For some reason, people believe that a weak-in-the-knees, butterflies-in-the-stomach feeling represents the pinnacle of romance. Not for me. I knew I was going to marry my husband when I realized there was no spark between us. What we have is so much better—calm, comfortable, and no shortness of breath involved.
- Those butterflies are nerves, not love. The only time I ever felt my stomach act up at the thought of texting a guy or going on a date with him was when I was nervous about what he’d think. Those relationships never lasted long because I never opened up. I felt incredibly comfortable from day one with the man I’d eventually marry and because of that, it was much easier to establish real trust and get to know each other.

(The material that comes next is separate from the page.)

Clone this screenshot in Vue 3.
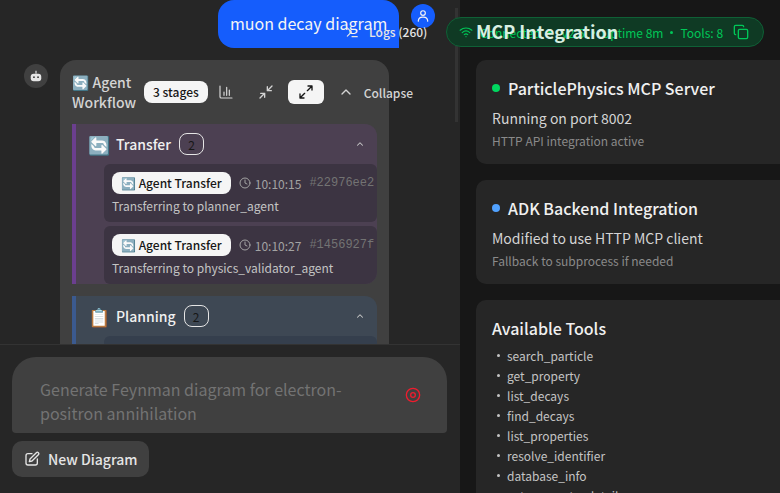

- That spark leads to games. Sure, there was a giddy feeling every time I talked to certain guys I really fell for, but that feeling was always teetering on the edge of major stress. I’d follow the three-day rule religiously and try to play hard to get because I thought that was how you made things interesting. As it turns out, the interesting thing is figuring out how you feel about a real person, not the character they play when they’re trying to keep up the intrigue. The lack of spark and nerves meant I texted when I wanted, said what I wanted, and ultimately created a great relationship with someone whose personality kept me coming back, not the games we played.
- You have better things to do than think of a guy all day. Whenever I felt a spark with someone, I became obsessed with him. I’d wake up thinking about him, wait all day to see him, and then fall asleep telling myself fairy tales about our future together. When I started dating my husband, there was none of that. OK, fine, there was less of that. I was able to more easily integrate him into my life and goals instead of feeling the need to completely revamp them so he got to know me as I am.
- Chasing intensity is exhausting. Don’t get me wrong, a romantic surprise is always welcome, but constantly trying to keep the spark alive by planning elaborate weekend getaways or a sexy surprise outfit wears me out. Instead, a spontaneous visit to our favorite cocktail bar or flowers for no reason are enough to keep us happy. When a relationship is built on comfort instead of intensity, it only takes little gestures to make me feel like we still have a strong connection.
- What happens when the so-called spark fades? If you just aren’t feeling any connection at all, then yes, cut loose and keep looking! But what if you still care about each other but things just aren’t quite as exciting as they were at the beginning? If you feel comfortable around him and still want to spend most of your time with him, there’s something worth nurturing there. When I prioritized compatibility over feeling a spark, my relationships tended to be longer and more fulfilling.
- Sparks make rejection so much worse. When the spark-filled relationships and hookups fell apart, I stressed hard over what I could have done differently. When relationships without a spark ended, I never felt the same devastation. I walked away knowing that we were both good people who just weren’t right for each other, and that was OK. There was no blame, just a decision to seek out a better match.
- Sparks are fun but a relationship needs more than that. In my mission to find and keep a spark going, I ignored some serious red flags like drastically different expectations about sex and how long was too long between texts. Focusing on a strong foundation of communication and trust first left so much more time later to seek out excitement.
- It’s easier to air complaints without a spark. When I’m not worried about being a perfectly thrilling person, I’m able to talk about things that aren’t going well in our relationship and move towards a solution instead of holding it in and trying to convince myself that the problem isn’t that big of a deal. With no idealistic vision to panic about ruining, we can talk about the important things and get back on track.
- Not having a spark doesn’t mean we’re settling or bored. There are still plenty of moments where I feel overcome with love towards my husband, the feeling just isn’t overpowering. Our attraction is based on constantly learning new things about each other, having the space to be our own people, and committing to moving forward in life as partners. I’d feel totally unfulfilled without those things and am more than happy to give up on sparks for good in exchange.